My intuition, grounded in complexity science rather than political science, is that the natural tendency of large, heterogeneous systems under stress is toward modularity. Smaller coalitions, more flexible arrangements, cooperation scoped to specific problems rather than universal governance. That may not be the world anyone designed, but it may be where the basin leads.
In AI, the basin is forming in real time
AI investment and capability are concentrating in a small number of countries and companies. That concentration has geographic and economic logic behind it. Compute infrastructure, talent, capital, and regulatory environments don’t distribute evenly. The basin is forming around wherever those conditions cluster.

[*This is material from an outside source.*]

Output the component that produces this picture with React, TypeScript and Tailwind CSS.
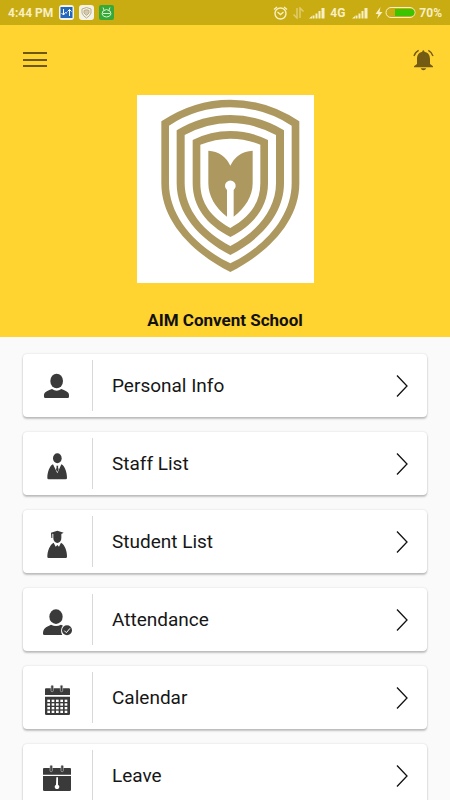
import type { ReactNode } from 'react';

const PersonIcon = () => (
  <>
    <ellipse cx="47" cy="33" rx="19" ry="22" />
    <path d="M9 80C8 66 16 64 33 57Q47 67 61 57C77 64 86 66 84 80Q84 84 80 84H13Q9 84 9 80Z" />
  </>
);

const StaffIcon = () => (
  <>
    <ellipse cx="49" cy="31" rx="13" ry="15" />
    <path d="M36 49L49 76L61 49C72 54 78 74 78 90Q78 94 74 94H23Q19 94 19 90C19 74 25 54 36 49Z" />
    <path d="M46 53H52L51 57L53 65L49 72L45 65L47 57Z" />
  </>
);

const StudentIcon = () => (
  <>
    <path d="M30 20L49 14L68 20L61 24V36A12 15 0 0 1 37 36V24L34 23V36H31Z" />
    <path d="M38 50L44 62L49 57L54 62L60 50C72 56 78 76 78 92Q78 96 74 96H23Q19 96 19 92C19 76 26 56 38 50Z" />
  </>
);

const AttendanceIcon = () => (
  <>
    <ellipse cx="45" cy="38" rx="20" ry="22" />
    <path d="M6 89C6 73 14 70 30 62Q45 70 60 62L66 65C60 71 58 83 64 93H10Q6 93 6 89Z" />
    <circle cx="78" cy="79" r="15" />
    <path d="M70 80L76 86L87 73" fill="none" stroke="#fff" strokeWidth="3" />
  </>
);

const CalendarIcon = () => (
  <>
    <path d="M15 19H84Q87 19 87 22V39H12V22Q12 19 15 19Z" />
    <path d="M12 44H87V95Q87 99 83 99H16Q12 99 12 95Z" />
    {[33, 61].map(x => (
      <rect key={x} x={x - 3} y="10" width="7" height="19" rx="3" stroke="#bbb" strokeWidth="2" />
    ))}
    {[53, 64, 75, 86].map(y =>
      [19, 32, 45, 58, 71].map(x => (
        <rect key={`${x}-${y}`} x={x} y={y} width="8" height="7" fill="#fff" />
      ))
    )}
  </>
);

const LeaveIcon = () => (
  <>
    <path d="M9 24H87Q90 24 90 27V44H6V27Q6 24 9 24Z" />
    <path d="M6 48H90V89Q90 93 86 93H10Q6 93 6 89Z" />
    {[30, 63].map(x => (
      <rect key={x} x={x - 3} y="16" width="7" height="19" rx="3" stroke="#bbb" strokeWidth="2" />
    ))}
    <path d="M46 52H51L51 74A7 7 0 1 1 45 74Z" fill="#fff" />
  </>
);

const menuItems: { label: string; href: string; icon: ReactNode }[] = [
  { label: 'Personal Info', href: '#personal-info', icon: <PersonIcon /> },
  { label: 'Staff List', href: '#staff', icon: <StaffIcon /> },
  { label: 'Student List', href: '#students', icon: <StudentIcon /> },
  { label: 'Attendance', href: '#attendance', icon: <AttendanceIcon /> },
  { label: 'Calendar', href: '#calendar', icon: <CalendarIcon /> },
  { label: 'Leave', href: '#leave', icon: <LeaveIcon /> }
];

const SignalIcon = () => (
  <svg width="16" height="12" viewBox="0 0 16 12" fill="currentColor">
    <path d="M0 11.500L3 9V11.500ZM3.500 8.500H5.500V11.500H3.500ZM6.500 6.500H8.500V11.500H6.500ZM9.500 4H11.500V11.500H9.500ZM12.500 1H15.500V11.500H12.500Z" />
  </svg>
);

function StatusBar() {
  return (
    <div className="flex h-[25px] shrink-0 items-center justify-between bg-[#c8ac12] px-2 text-xs font-bold text-[#f8efc4]">
      <div className="flex items-center gap-[5px]">
        <span className="pr-px">4:44 PM</span>
        {/* Sync app */}
        <svg width="15" height="15" viewBox="0 0 15 15">
          <rect width="15" height="15" rx="3" fill="#f4f2e4" />
          <rect x="1.500" y="2" width="12" height="11" fill="#2368bd" />
          <path
            d="M4.500 4V10M2.500 8L4.500 10L6.500 7.500L8 8M10.500 11V4.500M8.500 6.500L10.500 4.500L12.500 6.500"
            fill="none"
            stroke="#fff"
            strokeWidth="1"
          />
        </svg>
        {/* School app */}
        <svg width="15" height="15" viewBox="0 0 15 15" fill="none" stroke="#b9ad8a">
          <rect width="15" height="15" rx="3" fill="#f4f2e4" stroke="none" />
          <path d="M3 4Q7.500 1 12 4V8Q11 11 7.500 13Q4 11 3 8Z" />
          <path d="M5 5.500Q7.500 4 10 5.500V8L7.500 10.500L5 8Z" fill="#d3cab0" />
        </svg>
        {/* Cleaner app */}
        <svg width="15" height="15" viewBox="0 0 15 15" fill="none" stroke="#d8f2d2">
          <rect width="15" height="15" rx="2" fill="#37a936" stroke="none" />
          <path d="M4 2.500L5 5M11 2.500L10 5M4 6Q7.500 3 11 6L12 9Q11 12 7.500 12Q4 12 3 9ZM4 8.500H11" />
        </svg>
      </div>

      <div className="flex items-center gap-[3px]">
        <svg width="15" height="14" viewBox="0 0 15 14" fill="none" stroke="currentColor" strokeWidth="1.400">
          <circle cx="7.500" cy="7.500" r="5.500" />
          <path d="M1 3.500L4 1M14 3.500L11 1M4.500 6L7.500 8.500L10.500 6" />
        </svg>
        <svg className="mx-0.5" width="11" height="12" viewBox="0 0 11 12" fill="none" stroke="#dfcc6c" strokeWidth="1.500">
          <path d="M4 1V11L0.500 7.500M7 11V1L10.500 4.500" />
        </svg>
        <SignalIcon />
        <span className="px-1 pl-0.5">4G</span>
        <SignalIcon />
        <div className="flex items-center pl-1">
          <svg width="8" height="12" viewBox="0 0 8 12" fill="currentColor">
            <path d="M5.500 0L0.500 7H3.500L2 12L7.500 5H4.500Z" />
          </svg>
          <svg className="ml-0.5" width="31" height="11" viewBox="0 0 31 11">
            <rect x="1" y="0.500" width="29" height="10" rx="5" fill="none" stroke="currentColor" />
            <path d="M10 2H26A3.500 3.500 0 0 1 26 9H10Z" fill="#3dc400" />
          </svg>
        </div>
        <span>70%</span>
      </div>
    </div>
  );
}

function SchoolLogo() {
  return (
    <svg
      className="mx-auto block bg-white"
      width="177"
      height="188"
      viewBox="20 15 531 564"
      fill="#ad995f"
      fillRule="evenodd"
      role="img"
      aria-label="AIM Convent School logo">
      <path d="M93 94Q190 29 300 29Q410 29 507 94V280C507 390 420 485 300 546C180 485 93 390 93 280ZM116 107V280C116 380 196 470 300 520C404 470 484 380 484 280V107Q400 52 300 52Q200 52 116 107Z" />
      <path d="M139 121Q215 75 300 75Q385 75 461 121V280C461 370 395 446 300 495C205 446 139 370 139 280ZM163 135V280C163 358 220 427 300 468C380 427 437 358 437 280V135Q370 99 300 99Q230 99 163 135Z" />
      <path d="M187 150Q240 123 300 123Q360 123 413 150V280C413 350 372 404 300 441C228 404 187 350 187 280ZM210 164V280C210 338 242 383 300 414C358 383 390 338 390 280V164Q345 146 300 146Q255 146 210 164Z" />
      <path d="M234 182Q280 185 300 227Q320 185 367 182V280C367 318 345 354 310 380V300A16 16 0 1 0 290 300V380C255 354 234 318 234 280Z" />
    </svg>
  );
}

export default function App() {
  return (
    <div className="flex h-screen flex-col overflow-hidden bg-[#fafafa] font-['Roboto',sans-serif]">
      <StatusBar />

      {/* Header */}
      <header className="shrink-0 bg-[#ffd330]">
        <div className="flex h-[70px] items-center justify-between pr-4 pl-[23px]">
          <button type="button" aria-label="Open menu">
            <svg className="block" width="24" height="18" viewBox="0 0 24 18" fill="#6e5712">
              <path d="M0 1H24V3H0ZM0 8H24V10H0ZM0 14H24V16H0Z" />
            </svg>
          </button>
          <button type="button" aria-label="Notifications">
            <svg className="block" width="21" height="22" viewBox="0 0 63 66" fill="#735b13">
              <path d="M28 6Q31 2 34 6V8C47 11 51 19 51 31V45L60 52V55H3V52L12 45V31C12 19 16 11 28 8Z" />
              <path d="M23 58H40Q37 64 31 64Q26 64 23 58Z" />
              <path d="M3 21Q6 10 17 4M60 21Q57 10 46 4" fill="none" stroke="#735b13" strokeWidth="4" />
            </svg>
          </button>
        </div>
        <SchoolLogo />
        <h1 className="mt-[25px] pb-[5px] text-center text-[17px] leading-6 font-bold text-[#111111]">
          AIM Convent School
        </h1>
      </header>

      {/* Menu */}
      <nav className="min-h-0 flex-1 overflow-y-auto [scrollbar-width:none]">
        <ul className="space-y-[15px] px-[23px] py-[17px]">
          {menuItems.map(item => (
            <li key={item.label}>
              <a
                href={item.href}
                className="flex h-[63px] items-center rounded bg-white pr-[19px] shadow-[0_2px_2px_rgba(0,0,0,0.22),0_0_2px_rgba(0,0,0,0.16)]">
                <span className="flex h-[51px] w-[70px] items-center border-r border-[#d8d8d8] pl-[18px]">
                  <svg className="overflow-visible" width="32" height="32" viewBox="0 0 96 96" fill="#3a3a3a">
                    {item.icon}
                  </svg>
                </span>
                <span className="flex-1 pl-[19px] text-[19px] leading-[25px] text-[#161616]">
                  {item.label}
                </span>
                <svg width="12" height="23" viewBox="0 0 12 23" fill="none" stroke="#111" strokeWidth="1.300">
                  <path d="M1 1.500L11 12L1 22.500" />
                </svg>
              </a>
            </li>
          ))}
        </ul>
      </nav>
    </div>
  );
}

At the same time, there’s enormous effort to engineer a different attractor through governance frameworks, international agreements, and calls for broader access. Some of that effort will stick, but some of it will face the same friction that any attempt to fight a basin faces.
What I find worth watching is not whether AI will be concentrated; it probably will be, at least for a while. The more interesting question is whether the attractor is stable or has tipping points built into it. Highly concentrated systems are often fragile. A basin with one deep sink and steep walls appears to be in equilibrium right up until the moment something shifts the geometry.
What natural tendencies ask of us
The pattern across all four domains is the same. Physical systems settle. Cities concentrate. Nations follow terrain. Institutions relax toward national interest when the force weakens. AI capability clusters where the conditions are best.
The work starts with understanding where the basin is. Good engineering, whether of software, cities, governance frameworks, or international agreements, begins by mapping the attractor landscape. Where does this system want to go when you stop pushing? What are the grooves already worn into it? Where are the seams where a small intervention produces durable change, and where are the walls you’ll exhaust yourself pushing against?
Some basins are genuinely worth disrupting; you just need to know the cost and stay honest about the energy required to hold the new state. The mistake is assuming you’ve moved the basin when you’ve only moved the ball.
Almost a decade after reading Marshall, I still think geography is just one version of a much older idea about how systems have preferences. The useful question is whether we’ve mapped them before we started building.